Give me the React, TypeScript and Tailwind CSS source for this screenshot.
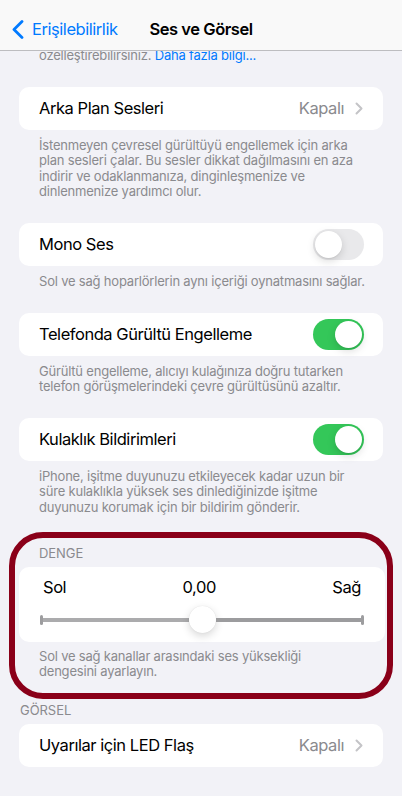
import { ReactNode } from 'react';

const footNote = 'pl-[39px] pr-[16px] text-[13px] leading-[15.6px] text-[#8a8a8e] tracking-[-0.2px]';
const body = 'text-[16.5px] leading-[22px] tracking-[-0.45px]';

export default function App() {
  return (
    <div className="relative h-[796px] w-full overflow-hidden bg-[#f2f2f7] font-[family-name:Inter,'Noto_Sans',sans-serif] text-black antialiased">
      {/* Navigation bar */}
      <header className="absolute inset-x-0 top-0 z-10 h-[51px] border-b border-[#bdbdc0] bg-[#f9f9f9]">
        <div className="grid h-full grid-cols-[1fr_auto_1fr] items-start pt-[18px]">
          <button className="flex h-[22px] items-center gap-[8px] pl-[12px] text-[#007aff]">
            <svg width="12" height="19" viewBox="0 0 12 19" fill="none">
              <path d="M10 1.5L2 9.5l8 8" stroke="currentColor" strokeWidth="2.8" strokeLinecap="round" strokeLinejoin="round" />
            </svg>
            <span className={body}>Erişilebilirlik</span>
          </button>
          <h1 className={`h-[22px] font-semibold ${body}`}>Ses ve Görsel</h1>
          <div />
        </div>
      </header>

      <main className="pt-[48px]">
        <p className={footNote}>
          özelleştirebilirsiniz. <span className="text-[#007aff]">Daha fazla bilgi...</span>
        </p>

        <Card className="mt-[23px]">
          <RowLabel>Arka Plan Sesleri</RowLabel>
          <Disclosure value="Kapalı" />
        </Card>
        <p className={`${footNote} mt-[8px]`}>
          İstenmeyen çevresel gürültüyü engellemek için arka
          <br />
          plan sesleri çalar. Bu sesler dikkat dağılmasını en aza
          <br />
          indirir ve odaklanmanıza, dinginleşmenize ve
          <br />
          dinlenmenize yardımcı olur.
        </p>

        <Card className="mt-[23px]">
          <RowLabel>Mono Ses</RowLabel>
          <Toggle on={false} />
        </Card>
        <p className={`${footNote} mt-[8px]`}>Sol ve sağ hoparlörlerin aynı içeriği oynatmasını sağlar.</p>

        <Card className="mt-[23px]">
          <RowLabel>Telefonda Gürültü Engelleme</RowLabel>
          <Toggle on />
        </Card>
        <p className={`${footNote} mt-[8px]`}>
          Gürültü engelleme, alıcıyı kulağınıza doğru tutarken
          <br />
          telefon görüşmelerindeki çevre gürültüsünü azaltır.
        </p>

        <Card className="mt-[23px]">
          <RowLabel>Kulaklık Bildirimleri</RowLabel>
          <Toggle on />
        </Card>
        <p className={`${footNote} mt-[8px]`}>
          iPhone, işitme duyunuzu etkileyecek kadar uzun bir
          <br />
          süre kulaklıkla yüksek ses dinlediğinizde işitme
          <br />
          duyunuzu korumak için bir bildirim gönderir.
        </p>

        {/* Balance group, ringed */}
        <section className="mx-[9px] mt-[16px] rounded-[34px] border-[6px] border-[#8a0019] pt-[7px] pb-[13px] pl-[4px] pr-[2px]">
          <SectionTitle>Denge</SectionTitle>
          <div className="mt-[6px] h-[75px] rounded-[10px] bg-white px-[21px] pt-[9px]">
            <div className={`flex items-center justify-between px-[3px] ${body}`}>
              <span>Sol</span>
              <span>0,00</span>
              <span>Sağ</span>
            </div>
            <BalanceSlider />
          </div>
          <p className="mt-[7px] pl-[20px] pr-[8px] text-[13px] leading-[15.6px] tracking-[-0.2px] text-[#8a8a8e]">
            Sol ve sağ kanallar arasındaki ses yüksekliği
            <br />
            dengesini ayarlayın.
          </p>
        </section>

        <div className="mt-[3px]">
          <SectionTitle>Görsel</SectionTitle>
        </div>
        <Card className="mt-[6px]">
          <RowLabel>Uyarılar için LED Flaş</RowLabel>
          <Disclosure value="Kapalı" />
        </Card>
      </main>
    </div>
  );
}

function Card({ className = '', children }: { className?: string; children: ReactNode }) {
  return (
    <div className={`mx-[19px] flex h-[43px] items-center justify-between rounded-[10px] bg-white pl-[20px] pr-[19px] ${className}`}>
      {children}
    </div>
  );
}

function RowLabel({ children }: { children: ReactNode }) {
  return <span className={body}>{children}</span>;
}

function SectionTitle({ children }: { children: ReactNode }) {
  return (
    <h2 className="pl-[20px] text-[13px] leading-[16px] uppercase tracking-[-0.05px] text-[#8a8a8e]">{children}</h2>
  );
}

function Disclosure({ value }: { value: string }) {
  return (
    <div className="flex items-center gap-[11px] pr-[1px]">
      <span className={`${body} text-[#8a8a8e]`}>{value}</span>
      <svg width="8" height="13" viewBox="0 0 8 13" fill="none">
        <path d="M1.5 1.5l5 5-5 5" stroke="#c4c4c7" strokeWidth="2" strokeLinecap="round" strokeLinejoin="round" />
      </svg>
    </div>
  );
}

function Toggle({ on }: { on: boolean }) {
  return (
    <div
      className={`flex h-[31px] w-[51px] items-center rounded-full p-[2px] ${
        on ? 'justify-end bg-[#34c759]' : 'justify-start bg-[#e9e9eb]'
      }`}
    >
      <div className="h-[27px] w-[27px] rounded-full bg-white shadow-[0_3px_8px_rgba(0,0,0,0.15),0_1px_1px_rgba(0,0,0,0.06)]" />
    </div>
  );
}

function BalanceSlider() {
  return (
    <div className="mt-[8px] flex h-[28px] items-center">
      <div className="h-[10px] w-[3px] rounded-full bg-[#9d9d9f]" />
      <div className="h-[4px] flex-1 bg-[#ababad]" />
      <div className="h-[27px] w-[27px] rounded-full bg-white shadow-[0_3px_8px_rgba(0,0,0,0.16),0_0_1px_rgba(0,0,0,0.12)]" />
      <div className="h-[4px] flex-1 bg-[#9c9c9e]" />
      <div className="h-[10px] w-[3px] rounded-full bg-[#9d9d9f]" />
    </div>
  );
}
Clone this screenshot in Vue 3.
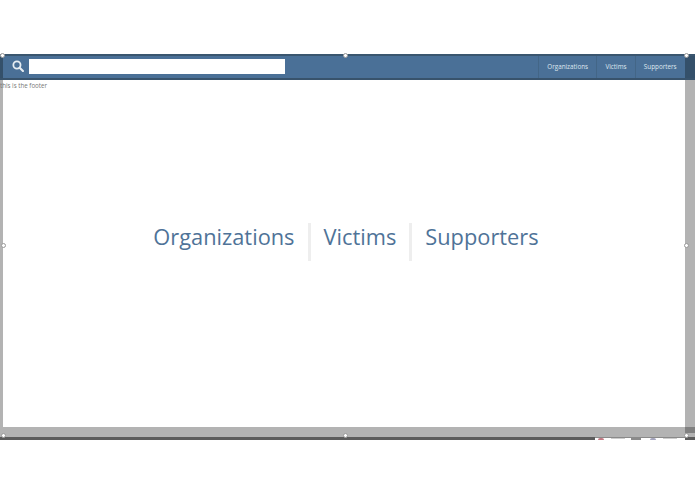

================================

DESCRIPTION OF THE TASK: Without including any pictures, output all the entries above exactly.

SOLUTION FOR THIS TASK:
Give me the React, TypeScript and Tailwind CSS source for this screenshot.
import { ReactNode } from 'react';

const footNote = 'pl-[39px] pr-[16px] text-[13px] leading-[15.6px] text-[#8a8a8e] tracking-[-0.2px]';
const body = 'text-[16.5px] leading-[22px] tracking-[-0.45px]';

export default function App() {
  return (
    <div className="relative h-[796px] w-full overflow-hidden bg-[#f2f2f7] font-[family-name:Inter,'Noto_Sans',sans-serif] text-black antialiased">
      {/* Navigation bar */}
      <header className="absolute inset-x-0 top-0 z-10 h-[51px] border-b border-[#bdbdc0] bg-[#f9f9f9]">
        <div className="grid h-full grid-cols-[1fr_auto_1fr] items-start pt-[18px]">
          <button className="flex h-[22px] items-center gap-[8px] pl-[12px] text-[#007aff]">
            <svg width="12" height="19" viewBox="0 0 12 19" fill="none">
              <path d="M10 1.5L2 9.5l8 8" stroke="currentColor" strokeWidth="2.8" strokeLinecap="round" strokeLinejoin="round" />
            </svg>
            <span className={body}>Erişilebilirlik</span>
          </button>
          <h1 className={`h-[22px] font-semibold ${body}`}>Ses ve Görsel</h1>
          <div />
        </div>
      </header>

      <main className="pt-[48px]">
        <p className={footNote}>
          özelleştirebilirsiniz. <span className="text-[#007aff]">Daha fazla bilgi...</span>
        </p>

        <Card className="mt-[23px]">
          <RowLabel>Arka Plan Sesleri</RowLabel>
          <Disclosure value="Kapalı" />
        </Card>
        <p className={`${footNote} mt-[8px]`}>
          İstenmeyen çevresel gürültüyü engellemek için arka
          <br />
          plan sesleri çalar. Bu sesler dikkat dağılmasını en aza
          <br />
          indirir ve odaklanmanıza, dinginleşmenize ve
          <br />
          dinlenmenize yardımcı olur.
        </p>

        <Card className="mt-[23px]">
          <RowLabel>Mono Ses</RowLabel>
          <Toggle on={false} />
        </Card>
        <p className={`${footNote} mt-[8px]`}>Sol ve sağ hoparlörlerin aynı içeriği oynatmasını sağlar.</p>

        <Card className="mt-[23px]">
          <RowLabel>Telefonda Gürültü Engelleme</RowLabel>
          <Toggle on />
        </Card>
        <p className={`${footNote} mt-[8px]`}>
          Gürültü engelleme, alıcıyı kulağınıza doğru tutarken
          <br />
          telefon görüşmelerindeki çevre gürültüsünü azaltır.
        </p>

        <Card className="mt-[23px]">
          <RowLabel>Kulaklık Bildirimleri</RowLabel>
          <Toggle on />
        </Card>
        <p className={`${footNote} mt-[8px]`}>
          iPhone, işitme duyunuzu etkileyecek kadar uzun bir
          <br />
          süre kulaklıkla yüksek ses dinlediğinizde işitme
          <br />
          duyunuzu korumak için bir bildirim gönderir.
        </p>

        {/* Balance group, ringed */}
        <section className="mx-[9px] mt-[16px] rounded-[34px] border-[6px] border-[#8a0019] pt-[7px] pb-[13px] pl-[4px] pr-[2px]">
          <SectionTitle>Denge</SectionTitle>
          <div className="mt-[6px] h-[75px] rounded-[10px] bg-white px-[21px] pt-[9px]">
            <div className={`flex items-center justify-between px-[3px] ${body}`}>
              <span>Sol</span>
              <span>0,00</span>
              <span>Sağ</span>
            </div>
            <BalanceSlider />
          </div>
          <p className="mt-[7px] pl-[20px] pr-[8px] text-[13px] leading-[15.6px] tracking-[-0.2px] text-[#8a8a8e]">
            Sol ve sağ kanallar arasındaki ses yüksekliği
            <br />
            dengesini ayarlayın.
          </p>
        </section>

        <div className="mt-[3px]">
          <SectionTitle>Görsel</SectionTitle>
        </div>
        <Card className="mt-[6px]">
          <RowLabel>Uyarılar için LED Flaş</RowLabel>
          <Disclosure value="Kapalı" />
        </Card>
      </main>
    </div>
  );
}

function Card({ className = '', children }: { className?: string; children: ReactNode }) {
  return (
    <div className={`mx-[19px] flex h-[43px] items-center justify-between rounded-[10px] bg-white pl-[20px] pr-[19px] ${className}`}>
      {children}
    </div>
  );
}

function RowLabel({ children }: { children: ReactNode }) {
  return <span className={body}>{children}</span>;
}

function SectionTitle({ children }: { children: ReactNode }) {
  return (
    <h2 className="pl-[20px] text-[13px] leading-[16px] uppercase tracking-[-0.05px] text-[#8a8a8e]">{children}</h2>
  );
}

function Disclosure({ value }: { value: string }) {
  return (
    <div className="flex items-center gap-[11px] pr-[1px]">
      <span className={`${body} text-[#8a8a8e]`}>{value}</span>
      <svg width="8" height="13" viewBox="0 0 8 13" fill="none">
        <path d="M1.5 1.5l5 5-5 5" stroke="#c4c4c7" strokeWidth="2" strokeLinecap="round" strokeLinejoin="round" />
      </svg>
    </div>
  );
}

function Toggle({ on }: { on: boolean }) {
  return (
    <div
      className={`flex h-[31px] w-[51px] items-center rounded-full p-[2px] ${
        on ? 'justify-end bg-[#34c759]' : 'justify-start bg-[#e9e9eb]'
      }`}
    >
      <div className="h-[27px] w-[27px] rounded-full bg-white shadow-[0_3px_8px_rgba(0,0,0,0.15),0_1px_1px_rgba(0,0,0,0.06)]" />
    </div>
  );
}

function BalanceSlider() {
  return (
    <div className="mt-[8px] flex h-[28px] items-center">
      <div className="h-[10px] w-[3px] rounded-full bg-[#9d9d9f]" />
      <div className="h-[4px] flex-1 bg-[#ababad]" />
      <div className="h-[27px] w-[27px] rounded-full bg-white shadow-[0_3px_8px_rgba(0,0,0,0.16),0_0_1px_rgba(0,0,0,0.12)]" />
      <div className="h-[4px] flex-1 bg-[#9c9c9e]" />
      <div className="h-[10px] w-[3px] rounded-full bg-[#9d9d9f]" />
    </div>
  );
}
Clone this screenshot in Vue 3.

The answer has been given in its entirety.